*Stated exercise*:
In the records below, find the line with "Clone this screenshot in React" and repeat it and every line after it, exactly, without any pictures.

════

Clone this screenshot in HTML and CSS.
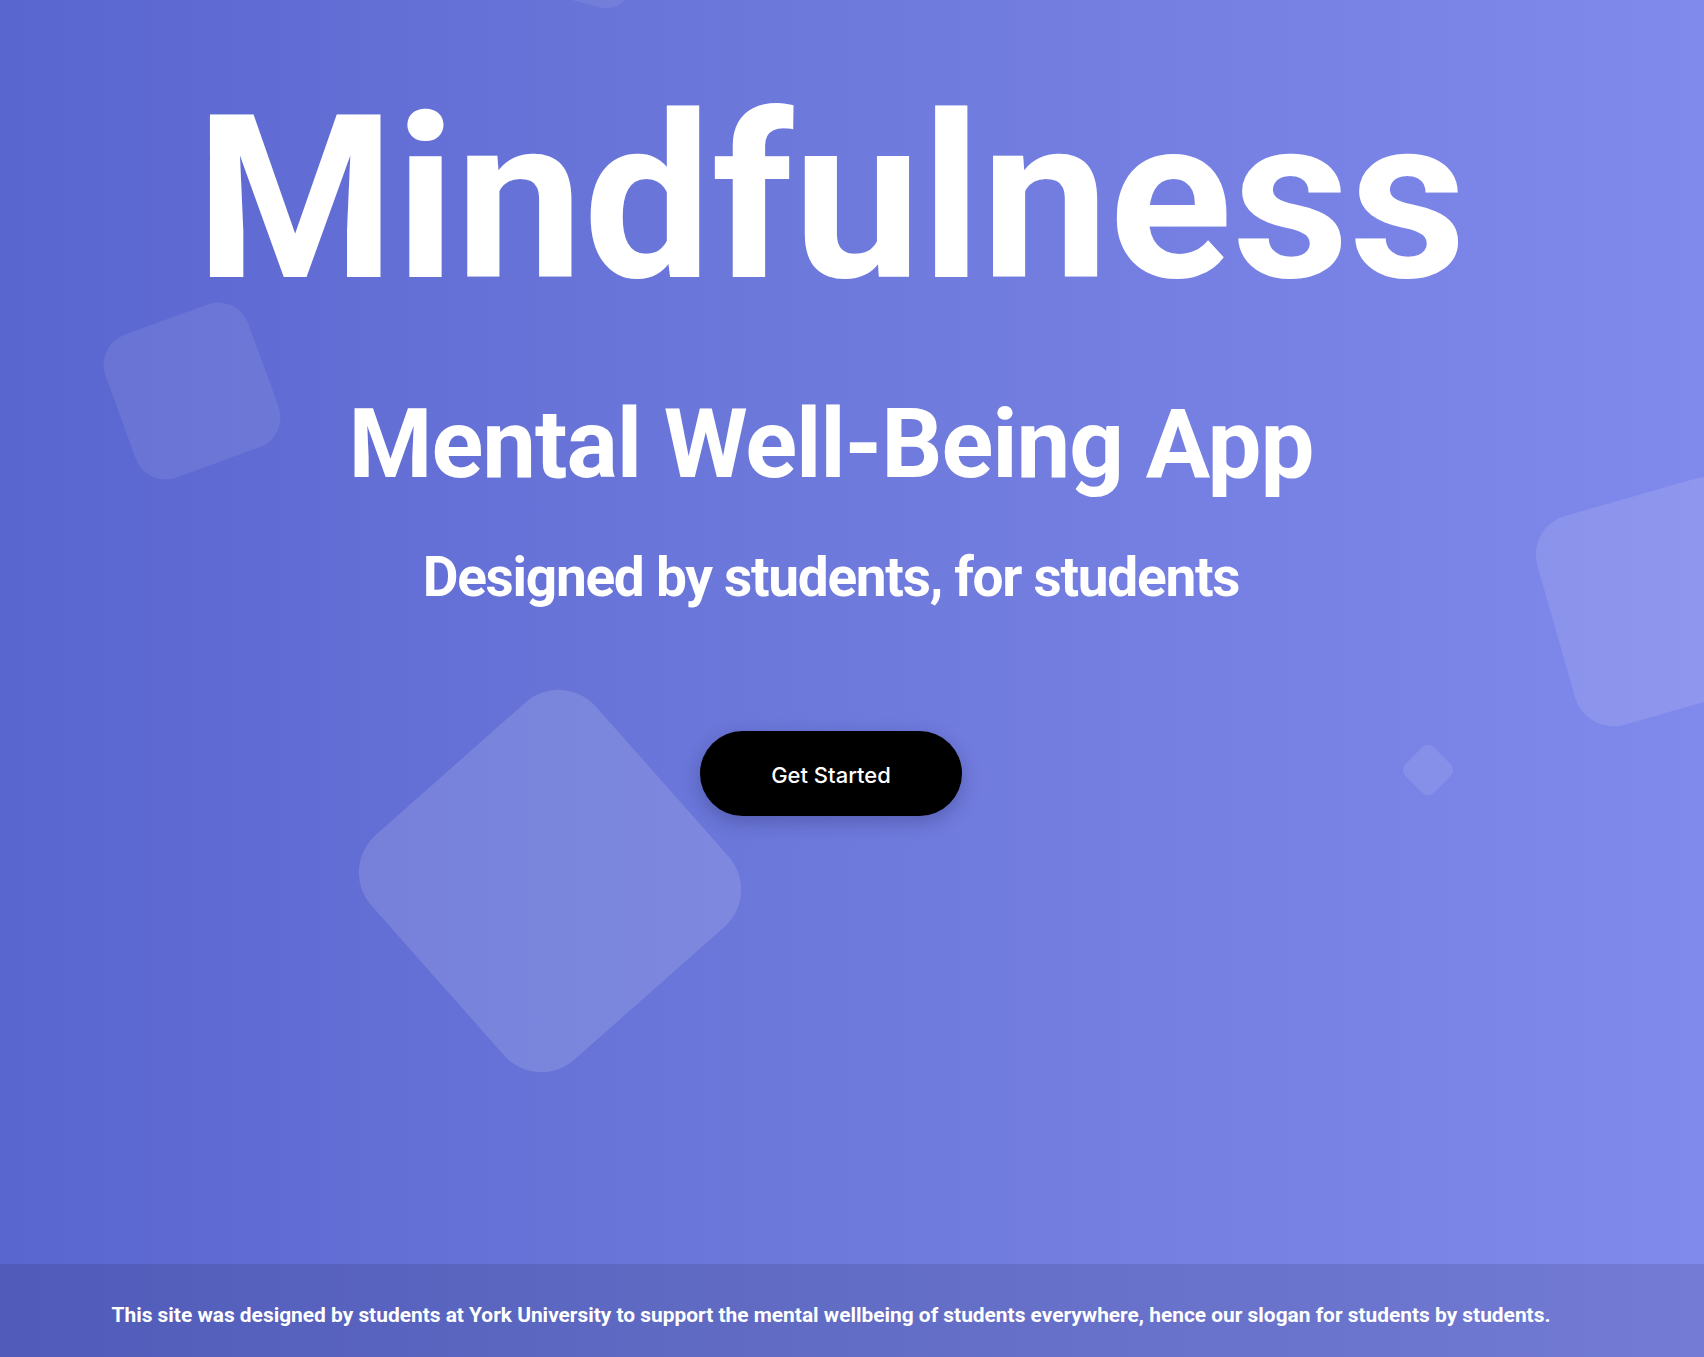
FILE: index.html
```html
<!DOCTYPE html>
<html lang="en">
<head>
<meta charset="utf-8">
<title>Mindfulness - Mental Well-Being App</title>
<link rel="stylesheet" href="styles.css">
</head>
<body>
<div class="page">
  <section class="hero">
    <div class="shape shape-top"></div>
    <div class="shape shape-left"></div>
    <div class="shape shape-right"></div>
    <div class="shape shape-big"></div>
    <div class="shape shape-small"></div>
    <div class="hero-content">
      <h1 class="title">Mindfulness</h1>
      <h2 class="subtitle">Mental Well-Being App</h2>
      <h3 class="tagline">Designed by students, for students</h3>
      <button class="cta" type="button">Get Started</button>
    </div>
  </section>
  <footer class="footer">
    <p class="footer-text">This site was designed by students at York University to support the mental wellbeing of students everywhere, hence our slogan for students by students.</p>
  </footer>
</div>
</body>
</html>
```

FILE: styles.css
```css
html, body {
  margin: 0;
  padding: 0;
  height: 100%;
}

body {
  background: linear-gradient(90deg, #5a66d0 0%, #6c78da 45%, #8089ec 100%);
  font-family: Roboto, "Liberation Sans", sans-serif;
  color: #ffffff;
  overflow: hidden;
}

.page {
  display: flex;
  flex-direction: column;
  min-height: 100vh;
}

.hero {
  position: relative;
  height: 1264px;
  overflow: hidden;
}

.hero-content {
  position: relative;
  z-index: 1;
  display: flex;
  flex-direction: column;
  align-items: center;
  padding: 85px 42px 0 0;
}

.title {
  margin: 0;
  font-size: 228px;
  line-height: 1;
  font-weight: 700;
  letter-spacing: 0;
}

.subtitle {
  margin: 83px 0 0;
  font-size: 96px;
  line-height: 1;
  font-weight: 700;
  letter-spacing: -1.1px;
}

.tagline {
  margin: 58px 0 0;
  font-size: 55px;
  line-height: 1;
  font-weight: 700;
  letter-spacing: -1.3px;
}

.cta {
  margin-top: 126px;
  width: 262px;
  height: 85px;
  border: none;
  border-radius: 43px;
  background: #000000;
  color: #ffffff;
  font-family: Inter, Roboto, sans-serif;
  font-size: 22px;
  font-weight: 500;
  padding-top: 3px;
  box-shadow: 0 6px 18px rgba(20, 20, 60, 0.25);
  cursor: pointer;
}

.shape {
  position: absolute;
  background: rgba(255, 255, 255, 0.1);
}

.shape-top {
  width: 80px;
  height: 80px;
  left: 556px;
  top: -75px;
  border-radius: 26px;
  transform: rotate(15deg);
  background: rgba(255, 255, 255, 0.08);
}

.shape-left {
  width: 152px;
  height: 152px;
  left: 116px;
  top: 315px;
  border-radius: 32px;
  transform: rotate(-20deg);
  background: rgba(255, 255, 255, 0.08);
}

.shape-right {
  width: 217px;
  height: 217px;
  left: 1552px;
  top: 493px;
  border-radius: 40px;
  transform: rotate(-16deg);
  background: rgba(255, 255, 255, 0.11);
}

.shape-big {
  width: 300px;
  height: 300px;
  left: 400px;
  top: 731px;
  border-radius: 50px;
  transform: rotate(48.5deg);
  background: rgba(255, 255, 255, 0.13);
}

.shape-small {
  width: 40px;
  height: 40px;
  left: 1408px;
  top: 750px;
  border-radius: 8px;
  transform: rotate(45deg);
  background: rgba(255, 255, 255, 0.1);
}

.footer {
  height: 93px;
  background: rgba(0, 0, 0, 0.1);
  display: flex;
  align-items: center;
  justify-content: center;
  padding-right: 42px;
}

.footer-text {
  margin: 8px 0 0;
  font-size: 20.9px;
  font-weight: 700;
  text-align: center;
}
```
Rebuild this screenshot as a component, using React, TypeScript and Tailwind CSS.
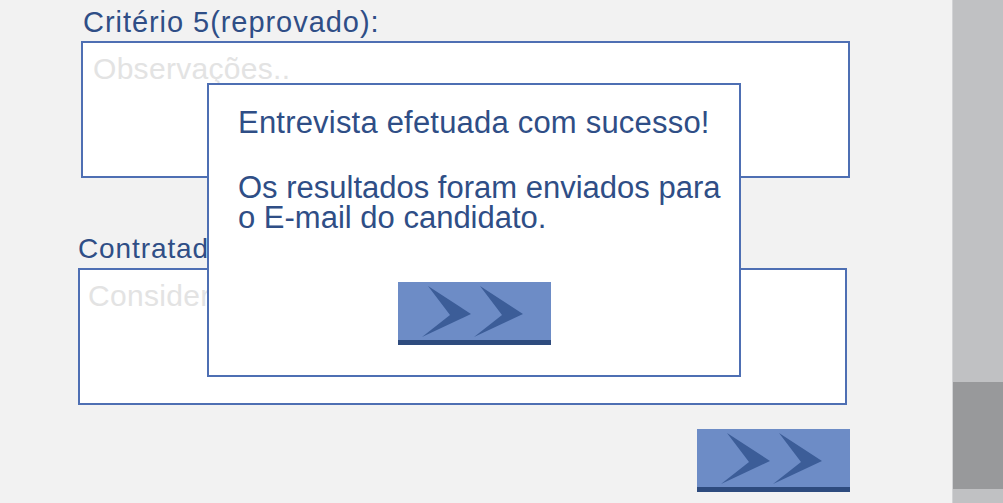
import React from 'react';

const font = { fontFamily: '"Liberation Sans", Arial, sans-serif' };

const NextButton: React.FC<{ className?: string }> = ({ className = '' }) => (
  <button className={`relative w-[153px] h-[63px] bg-[#6d8cc6] flex flex-col ${className}`}>
    <svg width="153" height="58" viewBox="0 0 153 58" className="block">
      <polygon points="30,4 73,32 24,55 52,33" fill="#3c5d98" />
      <polygon points="82,4 125,32 76,55 104,33" fill="#3c5d98" />
    </svg>
    <div className="h-[5px] w-full bg-[#2e4b7e]" />
  </button>
);

const App: React.FC = () => {
  return (
    <div className="w-[1003px] h-[503px] bg-[#f2f2f2] flex overflow-hidden text-[#2f4e86]" style={font}>
      {/* Form column */}
      <div className="flex-1 flex flex-col">
        <div className="mt-[6px] ml-[83px] h-[32px] leading-[32px] text-[29px] tracking-[0.95px]">
          Critério 5(reprovado):
        </div>
        <div className="mt-[3px] ml-[81px] w-[769px] h-[137px] border-2 border-[#4e6fb3] bg-white pt-[9px] pl-[10px]">
          <span className="text-[30px] leading-[34px] text-[#e3e3e3] tracking-[0.3px]">Observações..</span>
        </div>

        <div className="mt-[55px] ml-[78px] h-[32px] leading-[32px] text-[28px] tracking-[0.9px]">
          Contratado ou não?
        </div>
        <div className="mt-[3px] ml-[78px] w-[769px] h-[137px] border-2 border-[#4e6fb3] bg-white pt-[9px] pl-[8px]">
          <span className="text-[30px] leading-[34px] text-[#e3e3e3] tracking-[0.3px]">Considerações finais..</span>
        </div>

        <NextButton className="mt-[24px] ml-[697px]" />
      </div>

      {/* Scrollbar */}
      <div className="w-[51px] h-full bg-[#c0c1c3] border-l border-[#d2d3d5] flex flex-col">
        <div className="mt-[382px] h-[107px] bg-[#98999b]" />
      </div>

      {/* Dialog */}
      <div className="fixed left-[207px] top-[83px] w-[534px] h-[294px] border-2 border-[#4e6fb3] bg-white flex flex-col pl-[29px] pt-[21px]">
        <div className="text-[31px] leading-[33px] tracking-[0.2px]">Entrevista efetuada com sucesso!</div>
        <div className="mt-[33px] text-[31px] leading-[31px]">Os resultados foram enviados para</div>
        <div className="text-[31px] leading-[30px]">o E-mail do candidato.</div>
        <NextButton className="mt-[49px] ml-[160px]" />
      </div>
    </div>
  );
};

export default App;
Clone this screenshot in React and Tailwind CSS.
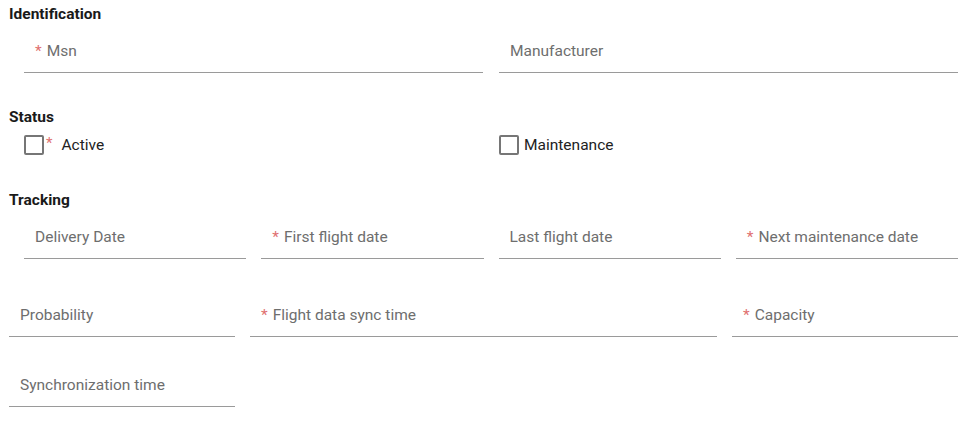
import React from 'react';

const Field = ({ label, required, className = '' }) => (
  <div className={`h-[49px] flex flex-col justify-end border-b border-[#9a9a9a] ${className}`}>
    <div className="pl-[11px] pb-[11px] text-[15.5px] leading-5 text-[#6e6e6e] whitespace-nowrap">
      {required && <span className="text-[#e07070] mr-[5px]">*</span>}
      {label}
    </div>
  </div>
);

const Check = ({ label, required }) => (
  <div className="flex items-center h-5">
    <span className="w-5 h-5 border-2 border-[#767676] rounded-[2px] bg-white" />
    {required && <span className="text-[#e07070] text-[15px] leading-5 -mt-1 ml-[2px] mr-[9px]">*</span>}
    <span className={`text-[15.5px] leading-5 text-[#222] ${required ? '' : 'ml-[5px]'}`}>{label}</span>
  </div>
);

const App = () => {
  return (
    <div className="min-h-screen bg-white pl-[9px] pr-[15px] pt-1 font-['Roboto','Liberation_Sans',sans-serif]">
      <h2 className="text-[15.5px] leading-5 font-bold text-[#1a1a1a]">Identification</h2>
      <div className="ml-[15px] grid grid-cols-2 gap-x-[16px]">
        <Field label="Msn" required />
        <Field label="Manufacturer" />
      </div>

      <h2 className="mt-[34px] text-[15.5px] leading-5 font-bold text-[#1a1a1a]">Status</h2>
      <div className="mt-2 ml-[15px] grid grid-cols-2 gap-x-[16px]">
        <Check label="Active" required />
        <Check label="Maintenance" />
      </div>

      <h2 className="mt-[35px] text-[15.5px] leading-5 font-bold text-[#1a1a1a]">Tracking</h2>
      <div className="ml-[15px] grid grid-cols-4 gap-x-[15px]">
        <Field label="Delivery Date" />
        <Field label="First flight date" required />
        <Field label="Last flight date" />
        <Field label="Next maintenance date" required />
      </div>

      <div className="mt-[29px] grid grid-cols-4 gap-x-[15px]">
        <Field label="Probability" />
        <Field label="Flight data sync time" required className="col-span-2" />
        <Field label="Capacity" required />
      </div>

      <div className="mt-[21px] grid grid-cols-4 gap-x-[15px]">
        <Field label="Synchronization time" />
      </div>
    </div>
  );
};

export default App;
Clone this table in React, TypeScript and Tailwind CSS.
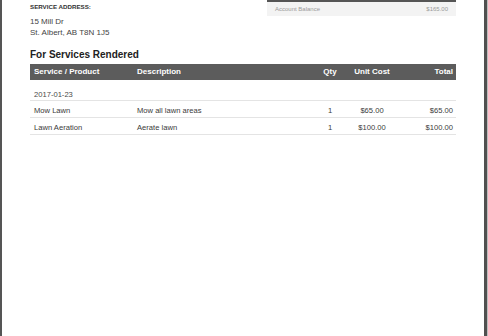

════

*Result for this exercise*:
Clone this screenshot in React and Tailwind CSS.
import React from 'react';

const Field = ({ label, required, className = '' }) => (
  <div className={`h-[49px] flex flex-col justify-end border-b border-[#9a9a9a] ${className}`}>
    <div className="pl-[11px] pb-[11px] text-[15.5px] leading-5 text-[#6e6e6e] whitespace-nowrap">
      {required && <span className="text-[#e07070] mr-[5px]">*</span>}
      {label}
    </div>
  </div>
);

const Check = ({ label, required }) => (
  <div className="flex items-center h-5">
    <span className="w-5 h-5 border-2 border-[#767676] rounded-[2px] bg-white" />
    {required && <span className="text-[#e07070] text-[15px] leading-5 -mt-1 ml-[2px] mr-[9px]">*</span>}
    <span className={`text-[15.5px] leading-5 text-[#222] ${required ? '' : 'ml-[5px]'}`}>{label}</span>
  </div>
);

const App = () => {
  return (
    <div className="min-h-screen bg-white pl-[9px] pr-[15px] pt-1 font-['Roboto','Liberation_Sans',sans-serif]">
      <h2 className="text-[15.5px] leading-5 font-bold text-[#1a1a1a]">Identification</h2>
      <div className="ml-[15px] grid grid-cols-2 gap-x-[16px]">
        <Field label="Msn" required />
        <Field label="Manufacturer" />
      </div>

      <h2 className="mt-[34px] text-[15.5px] leading-5 font-bold text-[#1a1a1a]">Status</h2>
      <div className="mt-2 ml-[15px] grid grid-cols-2 gap-x-[16px]">
        <Check label="Active" required />
        <Check label="Maintenance" />
      </div>

      <h2 className="mt-[35px] text-[15.5px] leading-5 font-bold text-[#1a1a1a]">Tracking</h2>
      <div className="ml-[15px] grid grid-cols-4 gap-x-[15px]">
        <Field label="Delivery Date" />
        <Field label="First flight date" required />
        <Field label="Last flight date" />
        <Field label="Next maintenance date" required />
      </div>

      <div className="mt-[29px] grid grid-cols-4 gap-x-[15px]">
        <Field label="Probability" />
        <Field label="Flight data sync time" required className="col-span-2" />
        <Field label="Capacity" required />
      </div>

      <div className="mt-[21px] grid grid-cols-4 gap-x-[15px]">
        <Field label="Synchronization time" />
      </div>
    </div>
  );
};

export default App;
Clone this table in React, TypeScript and Tailwind CSS.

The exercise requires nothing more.